INSTRUCTIONS TO FOLLOW = Locate the lines of the listing below that hold "index", then copy each of them.

COLLECTED DATA =
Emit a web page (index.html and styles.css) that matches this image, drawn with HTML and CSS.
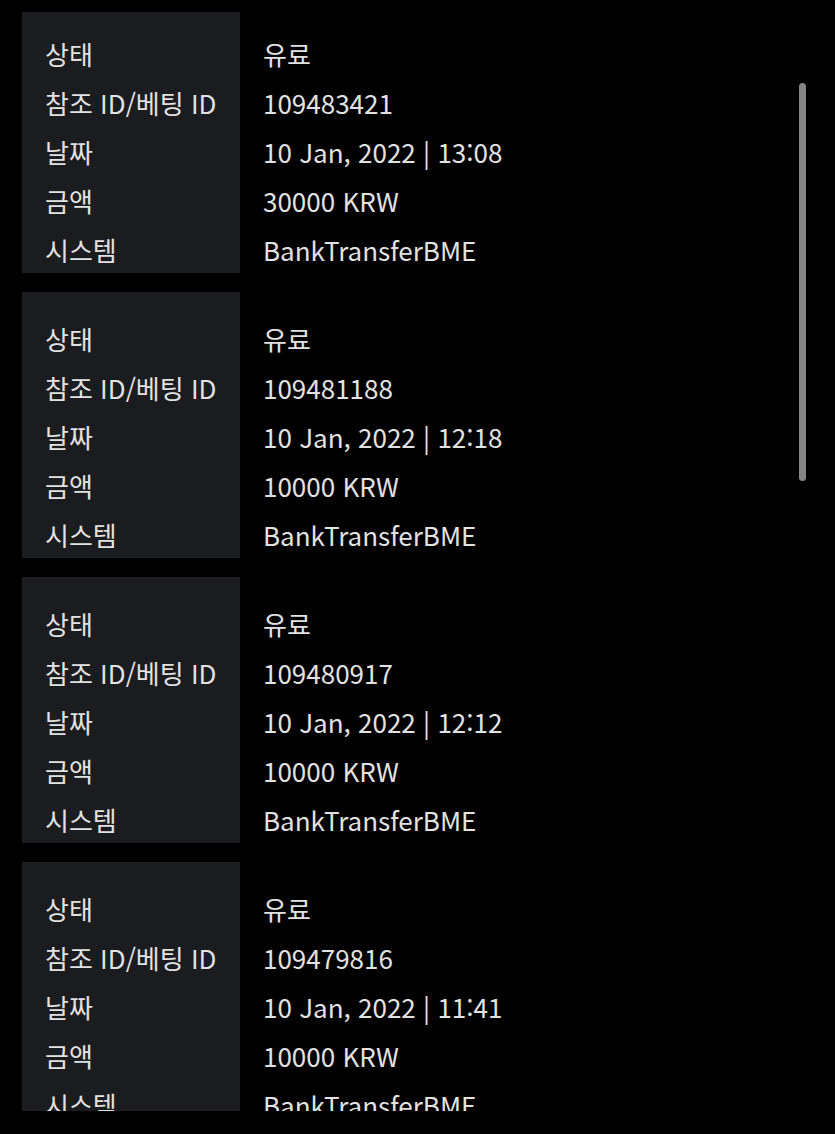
FILE: index.html
```html
<!DOCTYPE html>
<html lang="ko">
  <head>
    <meta charset="UTF-8" />
    <meta name="viewport" content="width=device-width, initial-scale=1.0" />
    <title>거래 내역</title>
    <link rel="stylesheet" href="styles.css">
  </head>
  <body>
    <div class="history">
      <div class="list">
        <div class="card">
          <div class="labels">
            <div class="row">상태</div>
            <div class="row">참조 ID/베팅 ID</div>
            <div class="row">날짜</div>
            <div class="row">금액</div>
            <div class="row">시스템</div>
          </div>
          <div class="values">
            <div class="row">유료</div>
            <div class="row">109483421</div>
            <div class="row">10 Jan, 2022 | 13:08</div>
            <div class="row">30000 KRW</div>
            <div class="row">BankTransferBME</div>
          </div>
        </div>
        <div class="card">
          <div class="labels">
            <div class="row">상태</div>
            <div class="row">참조 ID/베팅 ID</div>
            <div class="row">날짜</div>
            <div class="row">금액</div>
            <div class="row">시스템</div>
          </div>
          <div class="values">
            <div class="row">유료</div>
            <div class="row">109481188</div>
            <div class="row">10 Jan, 2022 | 12:18</div>
            <div class="row">10000 KRW</div>
            <div class="row">BankTransferBME</div>
          </div>
        </div>
        <div class="card">
          <div class="labels">
            <div class="row">상태</div>
            <div class="row">참조 ID/베팅 ID</div>
            <div class="row">날짜</div>
            <div class="row">금액</div>
            <div class="row">시스템</div>
          </div>
          <div class="values">
            <div class="row">유료</div>
            <div class="row">109480917</div>
            <div class="row">10 Jan, 2022 | 12:12</div>
            <div class="row">10000 KRW</div>
            <div class="row">BankTransferBME</div>
          </div>
        </div>
        <div class="card">
          <div class="labels">
            <div class="row">상태</div>
            <div class="row">참조 ID/베팅 ID</div>
            <div class="row">날짜</div>
            <div class="row">금액</div>
            <div class="row">시스템</div>
          </div>
          <div class="values">
            <div class="row">유료</div>
            <div class="row">109479816</div>
            <div class="row">10 Jan, 2022 | 11:41</div>
            <div class="row">10000 KRW</div>
            <div class="row">BankTransferBME</div>
          </div>
        </div>
      </div>
      <div class="scrollbar"></div>
    </div>
  </body>
</html>
```

FILE: styles.css
```css
* {
  margin: 0;
  padding: 0;
  box-sizing: border-box;
}
body {
  background: #000;
  color: #e2e2e2;
  font-family: "Noto Sans CJK KR", "Noto Sans", sans-serif;
  font-size: 26px;
  width: 835px;
  height: 1134px;
  overflow: hidden;
}
.history {
  position: relative;
  margin-top: 12px;
  height: 1099px;
  overflow: hidden;
}
/* list is scrolled a few px down */
.list {
  margin-top: -5px;
  display: flex;
  flex-direction: column;
  gap: 19px;
}
.card {
  display: flex;
  height: 266px;
}
.labels {
  width: 218px;
  margin-left: 22px;
  background: #1b1c20;
  padding: 22px 0 0 23px;
}
.values {
  padding: 22px 0 0 23px;
}
.row {
  height: 49px;
  line-height: 49px;
  white-space: nowrap;
}
.scrollbar {
  position: absolute;
  top: 71px;
  left: 799px;
  width: 7px;
  height: 398px;
  border-radius: 4px;
  background: #858585;
}
```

SOLVED PROBLEM =
Emit a web page (index.html and styles.css) that matches this image, drawn with HTML and CSS.
FILE: index.html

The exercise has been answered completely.